Building in Egedal Municipality, Denmark

Melchior's Dower House (Danish: Melchiors Enkesæde), situated in a small public greenspace at the corner of Byvej and Engholmvej in Stenløse, Egedal Municipality, some 10 km northwest of central Copenhagen, Denmark, was built to provide housing for widows of rectors, parish clerks and school teachers. Built in 1802, it is the second oldest building in Stenløse (after Stenløse Church). It was listed in the Danish registry of protected
buildings and places in 1868.

==History==
Albert Melchior (1732–1805) assumed the position as parish clerk (Danish: Degn) for the parishes of Stenløse and Veksø in 1761. He moved into the parish clerk's house (Degneboligen) but since the old parish clerk who had fallen ill was still alive for the first few years also had to house and care for him and his wife.

Melchior bought the parish clerk's house in 1785. He and his wife had no children. but opened their home to those in need. At the time of the 1887 census, their household included the wife's nephew, an illegitimate child from the Poor Law Authority (Fattigvæsenet), two physically disabled women aged 21 and 26 and a 61-year-old woman dependent on charity (almisselem).

Melchior's house burned down after his wife had died and he was then afforded a home in the local rectory. Money from the fire insurance enabled him to rebuild the house. He was granted royal permission to build a charitable dower house for widows of rectors, parish clerks and school teachers, which was completed in 1802.

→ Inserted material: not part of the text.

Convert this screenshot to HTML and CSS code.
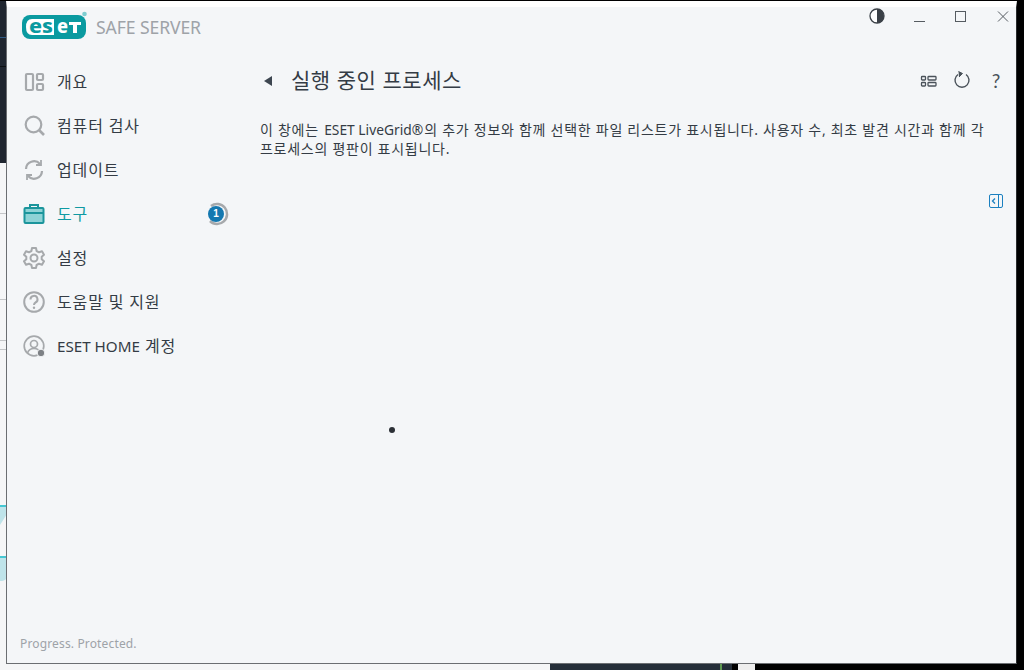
FILE: index.html
```html
<!DOCTYPE html>
<html lang="ko">
<head>
<meta charset="utf-8">
<title>ESET Safe Server</title>
<link rel="stylesheet" href="styles.css">
</head>
<body>
<div class="desk desk-dark"><i class="dl dl-blue"></i><i class="dl dl-black"></i></div>
<div class="desk desk-light"><i class="gl gl1"></i><i class="gl gl2"></i><i class="gl gl3"></i><i class="gl gl4"></i><i class="tl tl1"></i><i class="tl tl2"></i></div>
<div class="desk desk-bar"></div>
<div class="desk desk-pale"></div>
<div class="desk desk-tick"></div>

<div class="window">
  <aside class="sidebar">
    <div class="brand">
      <svg class="logo" width="68" height="28" viewBox="0 0 68 28">
        <rect x="1" y="3" width="64" height="24" rx="8" fill="#0a9aa0"/>
        <path d="M11 7 H33 V23 H11 Q5 23 5 15 Q5 7 11 7 Z" fill="#fff"/>
        <text class="logo-a" x="8" y="21" textLength="24" lengthAdjust="spacingAndGlyphs">es</text>
        <text class="logo-b" x="36" y="21" textLength="11" lengthAdjust="spacingAndGlyphs">e</text>
        <path d="M48 10 H60 V13 H56 V21 H52 V13 H48 Z" fill="#fff"/>
        <circle cx="63.500" cy="2" r="2.300" fill="#7fcdd0"/>
      </svg>
      <span class="product">SAFE SERVER</span>
    </div>
    <nav class="nav">
      <a class="nav-item">
        <svg class="ico" viewBox="0 0 22 22" fill="none" stroke="#a6a9ac" stroke-width="2.200"><rect x="3" y="3" width="7" height="16" rx="1"/><rect x="14" y="3" width="6" height="6" rx="1"/><rect x="14" y="13" width="6" height="6" rx="1"/></svg>
        <span>개요</span>
      </a>
      <a class="nav-item">
        <svg class="ico" viewBox="0 0 22 22" fill="none" stroke="#a6a9ac" stroke-width="2.200"><circle cx="10.500" cy="9.500" r="7.800"/><path d="M16 15 L21 20" stroke-width="2.600"/></svg>
        <span>컴퓨터 검사</span>
      </a>
      <a class="nav-item">
        <svg class="ico" viewBox="0 0 22 22" fill="none" stroke="#a6a9ac" stroke-width="2.200"><path d="M3 10 A8 8 0 0 1 17 5"/><path d="M19 12 A8 8 0 0 1 5 17"/><path d="M18 1 V6 H13" stroke-width="1.800"/><path d="M4 21 V16 H9" stroke-width="1.800"/></svg>
        <span>업데이트</span>
      </a>
      <a class="nav-item is-active">
        <svg class="ico" viewBox="0 0 22 22" fill="none" stroke="#1b959c" stroke-width="2"><path d="M7 5 V2 H15 V5"/><rect x="1.500" y="5" width="19" height="15" rx="1" fill="#8dd3d6"/><path d="M2 10 H20"/></svg>
        <span>도구</span>
        <span class="badge"><svg class="ring" width="24" height="24" viewBox="0 0 24 24" fill="none"><path d="M6 4 A10 10 0 1 1 5 19" stroke="#a6a9ac" stroke-width="2.500"/></svg><b class="badge-num">1</b></span>
      </a>
      <a class="nav-item">
        <svg class="ico" viewBox="0 0 22 22" fill="none" stroke="#a6a9ac" stroke-width="2"><path d="M9 1 H13 L13.600 4 L16 5.300 L19 4.300 L21 7.700 L18.700 9.700 V12.300 L21 14.300 L19 17.700 L16 16.700 L13.600 18 L13 21 H9 L8.400 18 L6 16.700 L3 17.700 L1 14.300 L3.300 12.300 V9.700 L1 7.700 L3 4.300 L6 5.300 L8.400 4 Z" stroke-linejoin="round"/><circle cx="11" cy="11" r="3.500"/></svg>
        <span>설정</span>
      </a>
      <a class="nav-item">
        <svg class="ico" viewBox="0 0 22 22" fill="none" stroke="#a6a9ac" stroke-width="2"><circle cx="11" cy="11" r="9.800"/><path d="M7.500 8.500 A3.500 3.500 0 1 1 12.500 11.500 Q11 12.300 11 14"/><circle cx="11" cy="16.800" r="1.200" fill="#a6a9ac" stroke="none"/></svg>
        <span>도움말 및 지원</span>
      </a>
      <a class="nav-item">
        <svg class="ico" viewBox="0 0 22 22" fill="none" stroke="#a6a9ac" stroke-width="1.700"><circle cx="11" cy="11" r="9.800"/><circle cx="11" cy="9" r="3.500"/><path d="M4.500 18 Q6 13.500 11 13.500 Q16 13.500 17.500 18"/><circle cx="18" cy="18" r="3.800" fill="#7d8185" stroke="#f4f6f8" stroke-width="1"/></svg>
        <span><span class="lat">ESET HOME</span> 계정</span>
      </a>
    </nav>
    <p class="tagline">Progress. Protected.</p>
  </aside>

  <main class="main">
    <div class="winbar">
      <svg class="wbtn" width="42" height="20" viewBox="0 0 42 20"><circle cx="21" cy="9" r="7" fill="#fff" stroke="#3a4047" stroke-width="1.300"/><path d="M21 2 A7 7 0 0 1 21 16 Z" fill="#3a4047"/></svg>
      <svg class="wbtn" width="42" height="20" viewBox="0 0 42 20"><path d="M16 14.500 H27" stroke="#555b61"/></svg>
      <svg class="wbtn" width="42" height="20" viewBox="0 0 42 20"><rect x="15.500" y="4.500" width="10" height="10" fill="none" stroke="#555b61"/></svg>
      <svg class="wbtn" width="42" height="20" viewBox="0 0 42 20"><path d="M16 4.500 L26 14.500 M26 4.500 L16 14.500" stroke="#555b61" fill="none"/></svg>
    </div>
    <header class="page-head">
      <svg class="back" width="10" height="12" viewBox="0 0 10 12"><path d="M9 1 V11 L1 6 Z" fill="#3d4650"/></svg>
      <h1 class="title">실행 중인 프로세스</h1>
      <div class="tools">
        <svg width="34" height="22" viewBox="0 0 34 22" fill="none" stroke="#4a525a" stroke-width="1.300"><rect x="10.500" y="6.500" width="4" height="3.500" rx=".8"/><rect x="10.500" y="12.500" width="4" height="3.500" rx=".8"/><rect x="17" y="6.500" width="8" height="3.500" rx=".8"/><rect x="17" y="12.500" width="8" height="3.500" rx=".8"/></svg>
        <svg width="34" height="22" viewBox="0 0 34 22" fill="none" stroke="#4a525a" stroke-width="1.400"><path d="M13 4.500 A7 7 0 1 0 21 4.500"/><path d="M13.500 1.500 L17.500 3.500 L14 7" fill="#4a525a" stroke-width="1"/></svg>
        <span class="help">?</span>
      </div>
    </header>
    <p class="intro">이 창에는 <span class="lat">ESET LiveGrid®</span>의 추가 정보와 함께 선택한 파일 리스트가 표시됩니다. 사용자 수, 최초 발견 시간과 함께 각<br>프로세스의 평판이 표시됩니다.</p>
    <div class="panel-row">
      <svg width="14" height="14" viewBox="0 0 14 14" fill="none" stroke="#1b80c0"><rect x=".5" y=".5" width="13" height="13" rx="1.500"/><path d="M9.500 1 V13"/><path d="M6 4.500 L3.500 7 L6 9.500" stroke-width="1.300"/></svg>
    </div>
    <i class="spinner-dot"></i>
  </main>
</div>
</body>
</html>
```
FILE: styles.css
```css
* { box-sizing: border-box; }
html, body { margin: 0; height: 100%; }
body {
  position: relative;
  width: 1024px;
  height: 670px;
  overflow: hidden;
  background: #000;
  font-family: "Noto Sans", "Noto Sans CJK KR", sans-serif;
  color: #343c45;
}
.desk { position: absolute; }
.desk i { position: absolute; display: block; }
.desk-dark { left: 0; top: 1px; width: 7px; height: 162px; background: #1f2630; }
.dl { left: 0; width: 7px; height: 1px; }
.dl-blue { top: 36px; background: #2f5a85; }
.dl-black { top: 65px; background: #0c0f12; }
.desk-light { left: 0; top: 163px; width: 550px; height: 507px; background: #f5f6f7; }
.gl { left: 0; width: 7px; height: 1px; background: #c4c6c8; }
.gl1 { top: 50px; }
.gl2 { top: 136px; }
.gl3 { top: 177px; }
.gl4 { top: 186px; }
.tl { left: 0; width: 7px; background: #bfe4ea; border-top: 2px solid #45c7d2; }
.tl1 { top: 342px; height: 20px; clip-path: polygon(0 0, 100% 0, 100% 45%, 0 100%); }
.tl2 { top: 393px; height: 25px; border-bottom-right-radius: 5px; }
.desk-bar { left: 550px; top: 663px; width: 182px; height: 7px; background: #252e39; }
.desk-pale { left: 738px; top: 663px; width: 17px; height: 7px; background: #eeeeee; }
.desk-tick { left: 720px; top: 663px; width: 2px; height: 7px; background: #5f9a52; }

.window {
  position: absolute;
  left: 6px;
  top: 1px;
  width: 1011px;
  height: 663px;
  display: flex;
  background: #f4f6f8;
  border-top: 6px solid #fff;
  border-left: 1px solid #6b6e72;
  border-bottom: 1px solid #6b6e72;
  border-right: 1px solid #2a2c2e;
}

.sidebar { width: 233px; flex: none; display: flex; flex-direction: column; }
.brand { height: 53px; padding: 5px 0 0 14px; display: flex; align-items: flex-start; gap: 7px; }
.logo { flex: none; overflow: visible; }
.logo-a, .logo-b { font: 800 20px/1 "Noto Sans", sans-serif; }
.logo-a { fill: #0a9aa0; }
.logo-b { fill: #fff; }
.product { font-size: 17.6px; line-height: 28px; margin-top: 1px; color: #9ea3a8; letter-spacing: -.1px; }

.nav { display: flex; flex-direction: column; }
.nav-item { height: 44px; display: flex; align-items: center; gap: 12px; padding-left: 16px; font-size: 16px; letter-spacing: .85px; color: #343c45; position: relative; }
.nav-item > span:not(.badge) { margin-top: -2px; }
.lat { font-size: 15.2px; letter-spacing: 0; }
.ico { width: 22px; height: 22px; flex: none; }
.is-active { color: #0f9aa3; }
.badge { margin-left: auto; margin-right: 11px; width: 24px; height: 24px; position: relative; display: block; }
.ring { position: absolute; inset: 0; }
.badge-num {
  position: absolute; left: 3px; top: 4px; width: 16px; height: 16px; border-radius: 50%;
  background: #1478b0; color: #fff; font: 700 10px/16px "Liberation Sans", sans-serif; letter-spacing: 0; text-align: center;
}
.tagline { margin: auto 0 11px 13px; font-size: 12px; line-height: 16px; letter-spacing: .15px; color: #9ea3a8; }

.main { flex: 1; min-width: 0; position: relative; padding-left: 20px; }
.winbar { height: 20px; margin-right: -8px; display: flex; justify-content: flex-end; align-items: flex-start; }
.wbtn { flex: none; display: block; }
.page-head { height: 68px; padding-top: 40px; display: flex; align-items: center; }
.back { flex: none; margin-left: 3px; margin-right: 18px; }
.title { margin: -2px 0 0; font-size: 21px; letter-spacing: .55px; font-weight: 400; line-height: 28px; color: #343c45; }
.tools { margin-left: auto; margin-right: 3px; display: flex; align-items: center; }
.tools svg { display: block; }
.help { width: 34px; text-align: center; font-family: Lato, sans-serif; font-size: 19px; line-height: 22px; color: #4a525a; }
.intro { margin: 25px 0 0; white-space: nowrap; font-size: 14px; letter-spacing: .73px; line-height: 19px; color: #343c45; }
.intro .lat { font-size: 13.8px; letter-spacing: 0; margin: 0 1px; }
.panel-row { display: flex; justify-content: flex-end; padding-right: 13px; margin-top: 36px; }
.panel-row svg { display: block; }
.spinner-dot { position: absolute; left: 149px; top: 420px; width: 6px; height: 6px; border-radius: 50%; background: #2b3036; }
```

The house contained two dwellings and was administrated by the local rector. It sat on an approximately 2 ha piece of land but the land was gradually sold off to pay for its maintenance. In 1968, it was acquired by Stenløse Municipality and the same year listed in the Danish registry of protected buildings and places. It had by then housed a total of 15 widows.

==Today==
The building was renovated in 1998 and now contains a total of three apartments. The remaining land has been turned into a small public greenspace with a pond and large trees.